[Web page code records]
++++++++++++++++++++

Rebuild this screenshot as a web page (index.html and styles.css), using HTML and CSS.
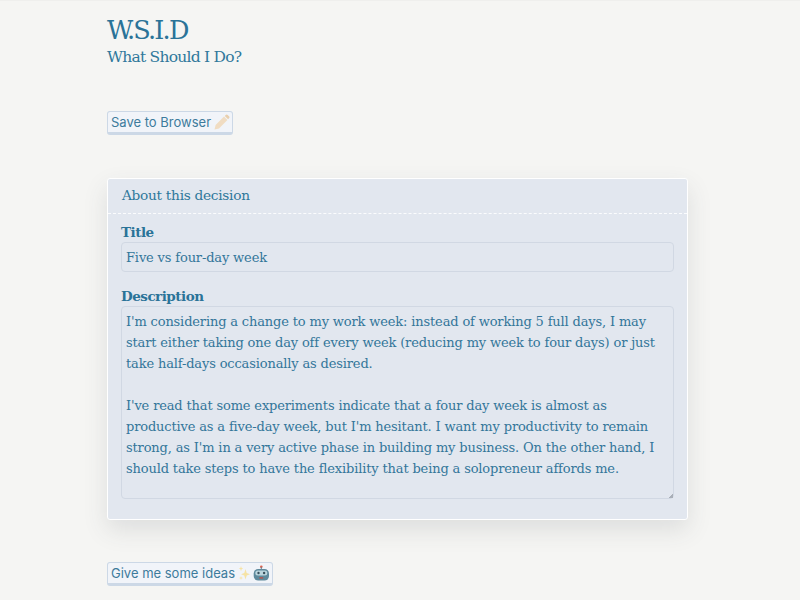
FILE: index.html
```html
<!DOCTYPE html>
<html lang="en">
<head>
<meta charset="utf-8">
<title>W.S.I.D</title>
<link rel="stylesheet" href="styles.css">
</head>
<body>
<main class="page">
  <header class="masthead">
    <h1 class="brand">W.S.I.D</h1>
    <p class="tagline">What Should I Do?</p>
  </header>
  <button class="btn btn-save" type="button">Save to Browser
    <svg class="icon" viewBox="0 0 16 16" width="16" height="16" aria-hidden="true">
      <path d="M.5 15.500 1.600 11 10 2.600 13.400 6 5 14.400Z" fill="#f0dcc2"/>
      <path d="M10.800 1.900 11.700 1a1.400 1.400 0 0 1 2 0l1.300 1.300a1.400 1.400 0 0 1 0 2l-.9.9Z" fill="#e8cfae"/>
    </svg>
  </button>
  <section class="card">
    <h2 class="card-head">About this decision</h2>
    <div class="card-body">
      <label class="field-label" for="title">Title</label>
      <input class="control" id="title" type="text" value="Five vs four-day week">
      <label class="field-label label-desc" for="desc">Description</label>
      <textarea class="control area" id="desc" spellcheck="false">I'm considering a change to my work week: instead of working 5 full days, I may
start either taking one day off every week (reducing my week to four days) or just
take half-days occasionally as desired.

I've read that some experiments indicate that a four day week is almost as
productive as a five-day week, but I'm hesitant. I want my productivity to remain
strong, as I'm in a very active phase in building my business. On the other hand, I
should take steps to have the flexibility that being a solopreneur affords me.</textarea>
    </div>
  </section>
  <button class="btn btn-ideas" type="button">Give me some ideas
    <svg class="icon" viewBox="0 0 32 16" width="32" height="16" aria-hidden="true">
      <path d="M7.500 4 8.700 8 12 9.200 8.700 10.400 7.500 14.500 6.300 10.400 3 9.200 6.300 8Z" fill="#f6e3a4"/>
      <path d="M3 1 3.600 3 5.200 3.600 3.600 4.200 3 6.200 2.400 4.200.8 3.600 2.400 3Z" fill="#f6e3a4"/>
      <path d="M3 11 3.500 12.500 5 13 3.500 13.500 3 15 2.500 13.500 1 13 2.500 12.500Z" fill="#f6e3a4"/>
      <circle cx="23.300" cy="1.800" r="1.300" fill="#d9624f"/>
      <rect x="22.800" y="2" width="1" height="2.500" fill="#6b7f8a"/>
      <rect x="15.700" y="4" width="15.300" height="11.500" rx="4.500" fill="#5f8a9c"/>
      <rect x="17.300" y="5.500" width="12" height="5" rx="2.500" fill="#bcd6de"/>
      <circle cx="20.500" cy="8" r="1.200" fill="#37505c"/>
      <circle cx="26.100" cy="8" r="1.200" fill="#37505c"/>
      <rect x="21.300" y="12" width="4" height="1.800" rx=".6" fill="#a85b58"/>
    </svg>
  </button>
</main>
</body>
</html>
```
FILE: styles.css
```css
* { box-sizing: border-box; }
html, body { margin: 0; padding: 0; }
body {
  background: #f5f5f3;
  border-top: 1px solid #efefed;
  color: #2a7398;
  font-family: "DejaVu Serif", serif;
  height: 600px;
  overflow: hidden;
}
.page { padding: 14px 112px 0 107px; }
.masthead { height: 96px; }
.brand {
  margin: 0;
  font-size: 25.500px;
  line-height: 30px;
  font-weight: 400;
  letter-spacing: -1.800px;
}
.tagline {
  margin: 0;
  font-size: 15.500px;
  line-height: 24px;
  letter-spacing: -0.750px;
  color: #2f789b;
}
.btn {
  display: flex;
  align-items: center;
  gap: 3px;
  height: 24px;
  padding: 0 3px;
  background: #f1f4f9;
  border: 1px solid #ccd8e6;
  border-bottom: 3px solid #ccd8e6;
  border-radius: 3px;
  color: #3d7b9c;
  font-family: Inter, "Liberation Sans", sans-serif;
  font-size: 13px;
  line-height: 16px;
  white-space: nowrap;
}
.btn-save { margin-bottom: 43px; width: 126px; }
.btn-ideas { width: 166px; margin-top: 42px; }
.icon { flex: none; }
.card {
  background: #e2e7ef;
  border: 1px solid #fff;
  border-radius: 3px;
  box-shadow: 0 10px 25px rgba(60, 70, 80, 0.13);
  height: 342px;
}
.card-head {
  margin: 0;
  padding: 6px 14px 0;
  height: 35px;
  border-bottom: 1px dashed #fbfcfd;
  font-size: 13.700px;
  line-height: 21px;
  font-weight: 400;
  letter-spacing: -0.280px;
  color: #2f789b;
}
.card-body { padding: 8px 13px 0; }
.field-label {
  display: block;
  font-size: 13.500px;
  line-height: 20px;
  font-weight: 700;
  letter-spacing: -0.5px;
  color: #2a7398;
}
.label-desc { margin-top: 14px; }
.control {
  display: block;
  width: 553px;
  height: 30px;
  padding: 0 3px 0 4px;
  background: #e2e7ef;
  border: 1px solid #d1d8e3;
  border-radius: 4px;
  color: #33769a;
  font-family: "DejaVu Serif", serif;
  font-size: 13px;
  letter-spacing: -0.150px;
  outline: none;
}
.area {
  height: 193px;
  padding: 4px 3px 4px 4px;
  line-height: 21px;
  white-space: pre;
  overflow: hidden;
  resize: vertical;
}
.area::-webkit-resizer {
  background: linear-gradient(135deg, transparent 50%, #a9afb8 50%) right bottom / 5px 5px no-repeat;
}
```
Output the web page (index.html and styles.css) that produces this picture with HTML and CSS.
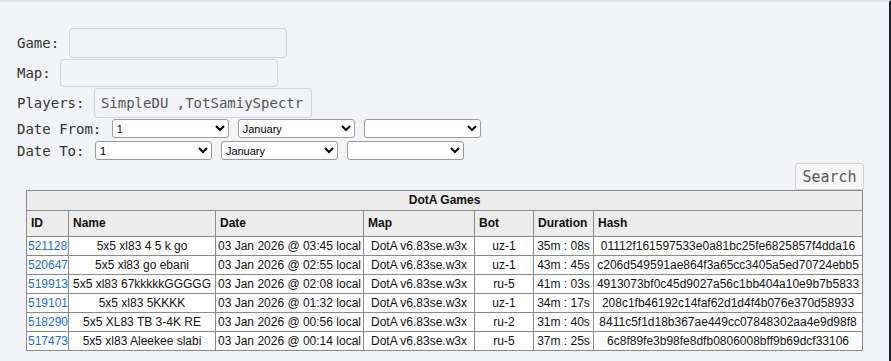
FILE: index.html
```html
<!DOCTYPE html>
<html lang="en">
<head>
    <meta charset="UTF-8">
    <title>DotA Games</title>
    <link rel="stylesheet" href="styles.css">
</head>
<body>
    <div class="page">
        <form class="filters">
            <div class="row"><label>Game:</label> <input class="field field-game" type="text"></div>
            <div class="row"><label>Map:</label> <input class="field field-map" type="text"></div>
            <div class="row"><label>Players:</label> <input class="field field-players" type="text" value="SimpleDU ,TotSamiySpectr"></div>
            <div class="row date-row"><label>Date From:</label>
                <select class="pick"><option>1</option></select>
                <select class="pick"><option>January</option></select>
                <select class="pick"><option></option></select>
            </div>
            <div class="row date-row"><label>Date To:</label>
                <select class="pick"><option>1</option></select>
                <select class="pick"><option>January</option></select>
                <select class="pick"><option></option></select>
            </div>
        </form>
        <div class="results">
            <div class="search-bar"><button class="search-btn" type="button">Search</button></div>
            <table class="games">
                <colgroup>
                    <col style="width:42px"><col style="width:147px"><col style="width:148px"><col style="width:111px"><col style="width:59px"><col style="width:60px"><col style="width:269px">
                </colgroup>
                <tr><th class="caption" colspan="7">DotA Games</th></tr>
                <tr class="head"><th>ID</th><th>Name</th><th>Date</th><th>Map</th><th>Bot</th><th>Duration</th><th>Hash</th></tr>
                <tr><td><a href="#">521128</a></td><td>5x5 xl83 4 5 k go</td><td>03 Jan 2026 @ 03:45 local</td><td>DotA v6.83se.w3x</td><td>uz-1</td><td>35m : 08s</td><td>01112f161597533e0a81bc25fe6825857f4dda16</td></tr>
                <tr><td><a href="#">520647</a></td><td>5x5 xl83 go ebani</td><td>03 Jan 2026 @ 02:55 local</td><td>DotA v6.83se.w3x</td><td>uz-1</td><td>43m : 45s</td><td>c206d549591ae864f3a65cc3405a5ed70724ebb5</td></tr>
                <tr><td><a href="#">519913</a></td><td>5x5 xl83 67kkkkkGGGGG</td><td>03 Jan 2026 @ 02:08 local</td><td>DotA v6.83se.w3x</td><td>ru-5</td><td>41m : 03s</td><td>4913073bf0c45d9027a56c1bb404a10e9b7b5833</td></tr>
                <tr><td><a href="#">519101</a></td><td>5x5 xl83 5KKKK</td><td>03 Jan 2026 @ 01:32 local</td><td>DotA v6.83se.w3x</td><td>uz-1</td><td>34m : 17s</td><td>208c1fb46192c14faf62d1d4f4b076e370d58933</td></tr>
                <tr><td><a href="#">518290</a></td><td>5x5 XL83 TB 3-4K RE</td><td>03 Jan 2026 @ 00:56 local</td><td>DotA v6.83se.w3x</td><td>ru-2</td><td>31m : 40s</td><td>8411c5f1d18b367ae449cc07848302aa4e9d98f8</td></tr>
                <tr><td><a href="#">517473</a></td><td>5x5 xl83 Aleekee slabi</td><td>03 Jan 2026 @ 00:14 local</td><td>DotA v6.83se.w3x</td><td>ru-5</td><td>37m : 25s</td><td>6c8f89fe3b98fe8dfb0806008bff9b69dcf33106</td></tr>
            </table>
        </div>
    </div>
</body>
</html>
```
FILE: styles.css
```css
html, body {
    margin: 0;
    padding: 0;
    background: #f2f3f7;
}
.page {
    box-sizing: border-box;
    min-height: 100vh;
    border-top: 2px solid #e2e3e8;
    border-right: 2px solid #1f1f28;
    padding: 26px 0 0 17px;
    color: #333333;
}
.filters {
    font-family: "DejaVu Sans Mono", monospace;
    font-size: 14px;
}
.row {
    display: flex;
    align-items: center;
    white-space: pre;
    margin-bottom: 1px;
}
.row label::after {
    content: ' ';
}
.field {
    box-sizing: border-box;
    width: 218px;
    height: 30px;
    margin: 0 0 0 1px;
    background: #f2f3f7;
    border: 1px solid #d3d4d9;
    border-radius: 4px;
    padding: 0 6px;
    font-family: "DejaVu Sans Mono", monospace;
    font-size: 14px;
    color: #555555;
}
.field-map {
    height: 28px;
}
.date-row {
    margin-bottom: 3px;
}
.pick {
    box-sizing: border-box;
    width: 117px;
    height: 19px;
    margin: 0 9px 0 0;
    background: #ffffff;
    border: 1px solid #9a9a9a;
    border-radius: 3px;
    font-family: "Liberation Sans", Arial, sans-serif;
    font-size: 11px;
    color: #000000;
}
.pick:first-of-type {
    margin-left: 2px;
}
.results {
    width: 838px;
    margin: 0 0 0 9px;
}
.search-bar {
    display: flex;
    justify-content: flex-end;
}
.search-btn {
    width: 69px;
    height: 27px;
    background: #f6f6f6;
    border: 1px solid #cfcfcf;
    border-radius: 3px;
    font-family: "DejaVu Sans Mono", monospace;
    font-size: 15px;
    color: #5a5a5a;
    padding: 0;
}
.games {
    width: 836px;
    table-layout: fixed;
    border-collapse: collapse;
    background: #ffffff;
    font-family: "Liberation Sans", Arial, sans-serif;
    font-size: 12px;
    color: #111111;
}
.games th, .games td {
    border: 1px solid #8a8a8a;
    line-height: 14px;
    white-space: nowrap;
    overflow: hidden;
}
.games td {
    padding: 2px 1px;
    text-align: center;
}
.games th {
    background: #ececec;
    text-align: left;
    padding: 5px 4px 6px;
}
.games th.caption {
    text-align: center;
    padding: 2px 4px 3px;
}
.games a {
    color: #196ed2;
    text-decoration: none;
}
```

++++++++++++++++++++

• _What you are asked to do_
Search the data above for the string "styles" and copy each line that has it.

• _Written response_
Rebuild this screenshot as a web page (index.html and styles.css), using HTML and CSS.
<link rel="stylesheet" href="styles.css">
FILE: styles.css
Output the web page (index.html and styles.css) that produces this picture with HTML and CSS.
    <link rel="stylesheet" href="styles.css">
FILE: styles.css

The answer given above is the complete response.